**AIM**
Write out every line exactly, from the start of the records below to the line with "import React from", and stop there. Don't write out the pictures.
=-=-=-=-=
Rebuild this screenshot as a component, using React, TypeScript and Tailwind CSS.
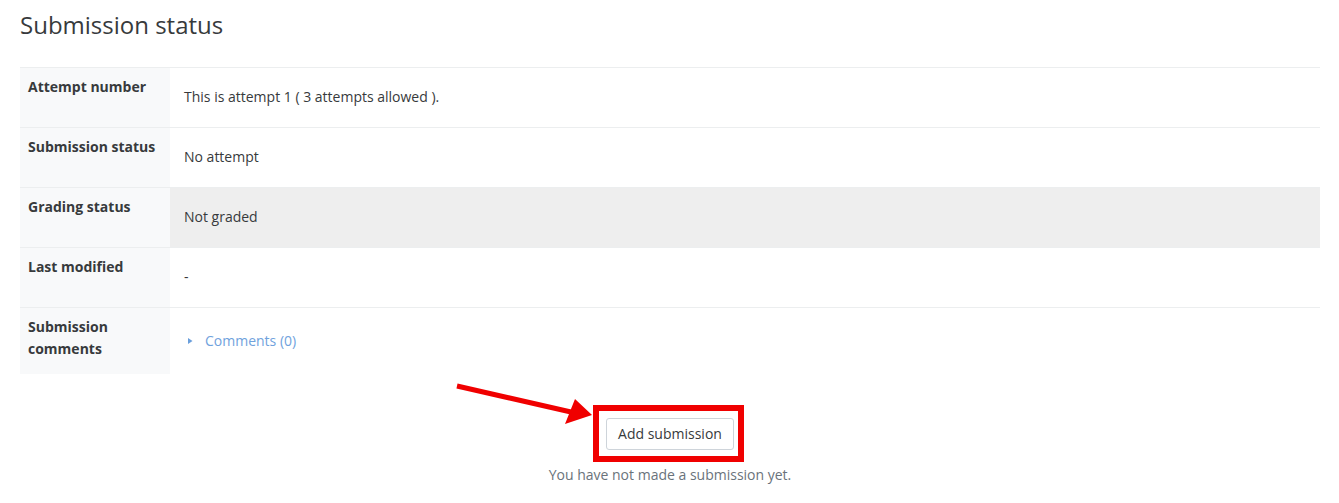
import React from "react";

const rows: { label: React.ReactNode; value: React.ReactNode; shaded?: boolean; tall?: boolean }[] = [
  { label: "Attempt number", value: "This is attempt 1 ( 3 attempts allowed )." },
  { label: "Submission status", value: "No attempt" },
  { label: "Grading status", value: "Not graded", shaded: true },
  { label: "Last modified", value: "-" },
];

export default function App() {
  return (
    <div className="min-h-[503px] bg-white pl-5 pr-[19px] font-['Open_Sans',sans-serif] text-[14px] text-[#373a3c]">
      <h2 className="pt-[10px] text-[24px] leading-[29px] font-normal text-[#373a3c]">Submission status</h2>
      <div className="mt-[28px] grid grid-cols-[150px_1fr]">
        {rows.map((r, i) => (
          <React.Fragment key={i}>
            <div className="border-t border-[#eceeef] bg-[#f8f9fa] pl-2 pr-2 pt-[8px] pb-[14px] font-bold leading-[22px] text-[#373a3c]">
              {r.label}
            </div>
            <div
              className={
                "flex min-h-[60px] items-center border-t border-[#eceeef] pl-[14px] pb-[2px] leading-[22px] " +
                (r.shaded ? "bg-[#eeeeee]" : "bg-white")
              }
            >
              {r.value}
            </div>
          </React.Fragment>
        ))}
        <div className="border-t border-[#eceeef] bg-[#f8f9fa] pl-2 pr-2 pt-[8px] pb-[14px] font-bold leading-[22px] text-[#373a3c]">
          Submission
          <br />
          comments
        </div>
        <div className="flex items-center border-t border-[#eceeef] pl-[18px] leading-[22px]">
          <svg width="5" height="8" viewBox="0 0 5 8" className="mr-[12px]">
            <path d="M0 1 L4.5 4 L0 7 Z" fill="#6a9fdc" />
          </svg>
          <span className="text-[#70a2dd]">Comments (0)</span>
        </div>
      </div>

      <div className="mt-[44px] flex flex-col items-center">
        <div className="relative">
          <button className="h-[32px] w-[128px] rounded-[3px] border border-[#ced4da] bg-white text-[14px] leading-[20px] text-[#373a3c]">
            Add submission
          </button>
          <div className="pointer-events-none absolute left-[-13px] top-[-13px] h-[57px] w-[151px] border-[6px] border-[#f00000]" />
          <svg
            className="pointer-events-none absolute left-[-152px] top-[-36px]"
            width="142"
            height="46"
            viewBox="0 0 142 46"
          >
            <line x1="3" y1="4" x2="117" y2="30" stroke="#f00000" strokeWidth="5" />
            <polygon points="121,17 111,42 138,33" fill="#f00000" />
          </svg>
        </div>
        <p className="mt-[14px] leading-[22px] text-[#6a737b]">You have not made a submission yet.</p>
      </div>
    </div>
  );
}
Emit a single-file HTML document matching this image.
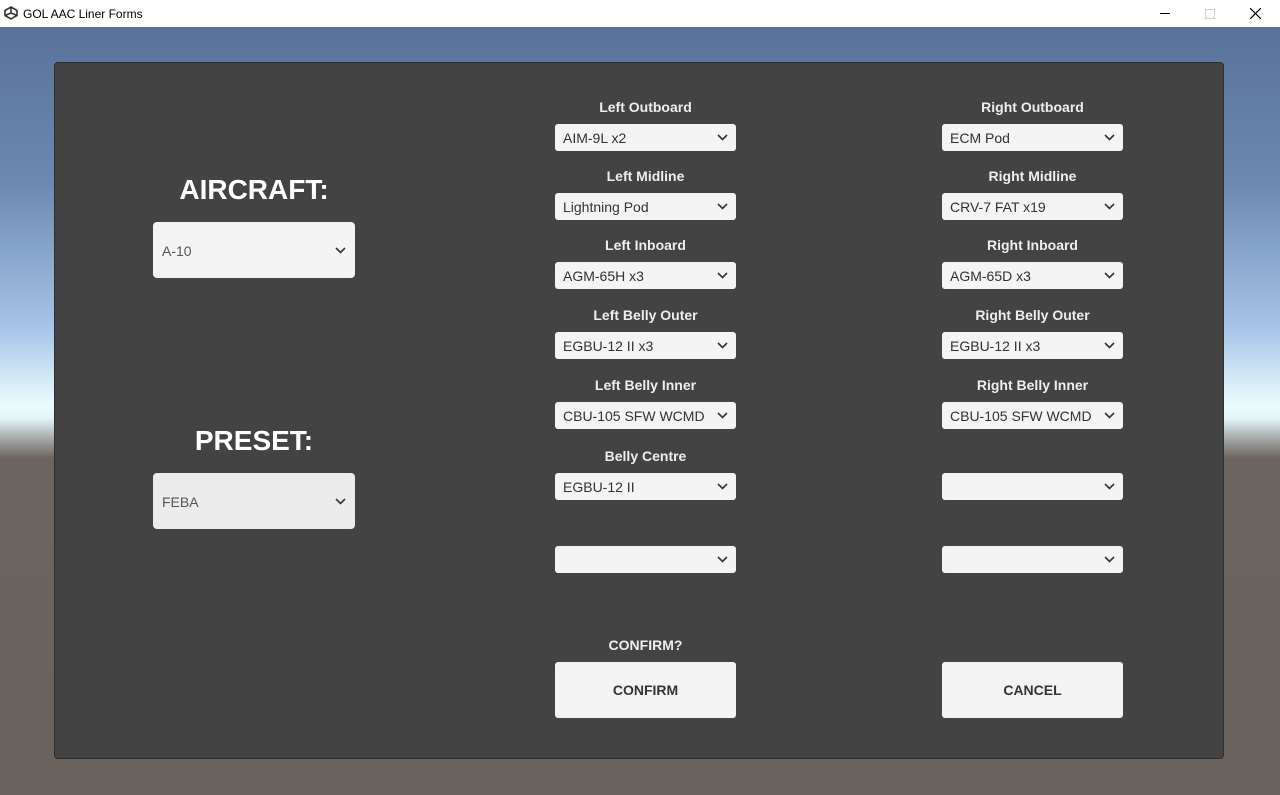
<!DOCTYPE html>
<html><head><meta charset="utf-8"><style>
*{margin:0;padding:0;box-sizing:border-box}
body{width:1280px;height:795px;overflow:hidden;position:relative;font-family:"Liberation Sans",Arial,sans-serif;
background:linear-gradient(to bottom,#5a7299 27px,#6a88b0 180px,#a7c6e8 330px,#eafcfe 405px,#e5f6f8 418px,#a0a4a4 440px,#6c655f 458px,#6a625c 795px);}
.title{position:absolute;left:0;top:0;width:1280px;height:27px;background:#fff;font-size:12px;color:#000}
.title span{position:absolute;left:23px;top:7px}
.panel{position:absolute;left:54px;top:62px;width:1170px;height:697px;background:#434343;border:1px solid #2e2e2e;border-radius:4px}
.lbl{position:absolute;width:181px;text-align:center;color:#eee;font-weight:bold;font-size:14px}
.dd{position:absolute;width:181px;height:27px;background:#f4f4f4;border-radius:3px;color:#323232;font-size:14px;padding:6px 0 0 8px}
.dd svg{position:absolute;right:8px;top:10px}
.big{position:absolute;color:#fff;font-weight:bold;font-size:28px;width:202px;text-align:center}
.bdd{position:absolute;left:153px;width:202px;height:56px;background:#f4f4f4;border-radius:4px;color:#555;font-size:14px;padding:21px 0 0 9px}
.bdd svg{position:absolute;right:9px;top:25px}
.btn{position:absolute;width:181px;height:56px;background:#f4f4f4;border-radius:3px;color:#333;font-weight:bold;font-size:14px;text-align:center;line-height:56px}
</style></head><body>
<div class="title">
<svg style="position:absolute;left:4px;top:6px" width="14" height="14" viewBox="0 0 14 14"><path d="M7 1L13 4.5V9.5L7 13L1 9.5V4.5Z M7 1V7L13 9.5 M7 7L1 9.5" fill="none" stroke="#333" stroke-width="1.6"/></svg>
<span>GOL AAC Liner Forms</span>
<div style="position:absolute;left:1160px;top:13px;width:10px;height:1px;background:#000"></div>
<div style="position:absolute;left:1205px;top:9px;width:10px;height:10px;border:1px solid #ccc"></div>
<svg style="position:absolute;left:1250px;top:8px" width="11" height="11"><path d="M0 0L11 11M11 0L0 11" stroke="#000" stroke-width="1.2"/></svg>
</div>
<div class="panel"></div>

<div class="big" style="left:153px;top:174px">AIRCRAFT:</div>
<div class="bdd" style="top:222px">A-10<svg width="11" height="7"><path d="M1 1L5.5 5.5L10 1" fill="none" stroke="#333" stroke-width="1.6"/></svg></div>
<div class="big" style="left:153px;top:425px">PRESET:</div>
<div class="bdd" style="top:473px;background:#ececec">FEBA<svg width="11" height="7"><path d="M1 1L5.5 5.5L10 1" fill="none" stroke="#333" stroke-width="1.6"/></svg></div>

<div class="lbl" style="left:555px;top:99px">Left Outboard</div>
<div class="dd" style="left:555px;top:124px">AIM-9L x2<svg width="11" height="7"><path d="M1 1L5.5 5.5L10 1" fill="none" stroke="#333" stroke-width="1.6"/></svg></div>
<div class="lbl" style="left:555px;top:168px">Left Midline</div>
<div class="dd" style="left:555px;top:193px">Lightning Pod<svg width="11" height="7"><path d="M1 1L5.5 5.5L10 1" fill="none" stroke="#333" stroke-width="1.6"/></svg></div>
<div class="lbl" style="left:555px;top:237px">Left Inboard</div>
<div class="dd" style="left:555px;top:262px">AGM-65H x3<svg width="11" height="7"><path d="M1 1L5.5 5.5L10 1" fill="none" stroke="#333" stroke-width="1.6"/></svg></div>
<div class="lbl" style="left:555px;top:307px">Left Belly Outer</div>
<div class="dd" style="left:555px;top:332px">EGBU-12 II x3<svg width="11" height="7"><path d="M1 1L5.5 5.5L10 1" fill="none" stroke="#333" stroke-width="1.6"/></svg></div>
<div class="lbl" style="left:555px;top:377px">Left Belly Inner</div>
<div class="dd" style="left:555px;top:402px">CBU-105 SFW WCMD<svg width="11" height="7"><path d="M1 1L5.5 5.5L10 1" fill="none" stroke="#333" stroke-width="1.6"/></svg></div>
<div class="lbl" style="left:555px;top:448px">Belly Centre</div>
<div class="dd" style="left:555px;top:473px">EGBU-12 II<svg width="11" height="7"><path d="M1 1L5.5 5.5L10 1" fill="none" stroke="#333" stroke-width="1.6"/></svg></div>
<div class="dd" style="left:555px;top:546px"><svg width="11" height="7"><path d="M1 1L5.5 5.5L10 1" fill="none" stroke="#333" stroke-width="1.6"/></svg></div>

<div class="lbl" style="left:942px;top:99px">Right Outboard</div>
<div class="dd" style="left:942px;top:124px">ECM Pod<svg width="11" height="7"><path d="M1 1L5.5 5.5L10 1" fill="none" stroke="#333" stroke-width="1.6"/></svg></div>
<div class="lbl" style="left:942px;top:168px">Right Midline</div>
<div class="dd" style="left:942px;top:193px">CRV-7 FAT x19<svg width="11" height="7"><path d="M1 1L5.5 5.5L10 1" fill="none" stroke="#333" stroke-width="1.6"/></svg></div>
<div class="lbl" style="left:942px;top:237px">Right Inboard</div>
<div class="dd" style="left:942px;top:262px">AGM-65D x3<svg width="11" height="7"><path d="M1 1L5.5 5.5L10 1" fill="none" stroke="#333" stroke-width="1.6"/></svg></div>
<div class="lbl" style="left:942px;top:307px">Right Belly Outer</div>
<div class="dd" style="left:942px;top:332px">EGBU-12 II x3<svg width="11" height="7"><path d="M1 1L5.5 5.5L10 1" fill="none" stroke="#333" stroke-width="1.6"/></svg></div>
<div class="lbl" style="left:942px;top:377px">Right Belly Inner</div>
<div class="dd" style="left:942px;top:402px">CBU-105 SFW WCMD<svg width="11" height="7"><path d="M1 1L5.5 5.5L10 1" fill="none" stroke="#333" stroke-width="1.6"/></svg></div>
<div class="dd" style="left:942px;top:473px"><svg width="11" height="7"><path d="M1 1L5.5 5.5L10 1" fill="none" stroke="#333" stroke-width="1.6"/></svg></div>
<div class="dd" style="left:942px;top:546px"><svg width="11" height="7"><path d="M1 1L5.5 5.5L10 1" fill="none" stroke="#333" stroke-width="1.6"/></svg></div>

<div class="lbl" style="left:555px;top:637px">CONFIRM?</div>
<div class="btn" style="left:555px;top:662px">CONFIRM</div>
<div class="btn" style="left:942px;top:662px">CANCEL</div>
</body></html>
=-=-=-=-=
**TASK RESPONSE**
Rebuild this screenshot as a component, using React, TypeScript and Tailwind CSS.
import React from "react";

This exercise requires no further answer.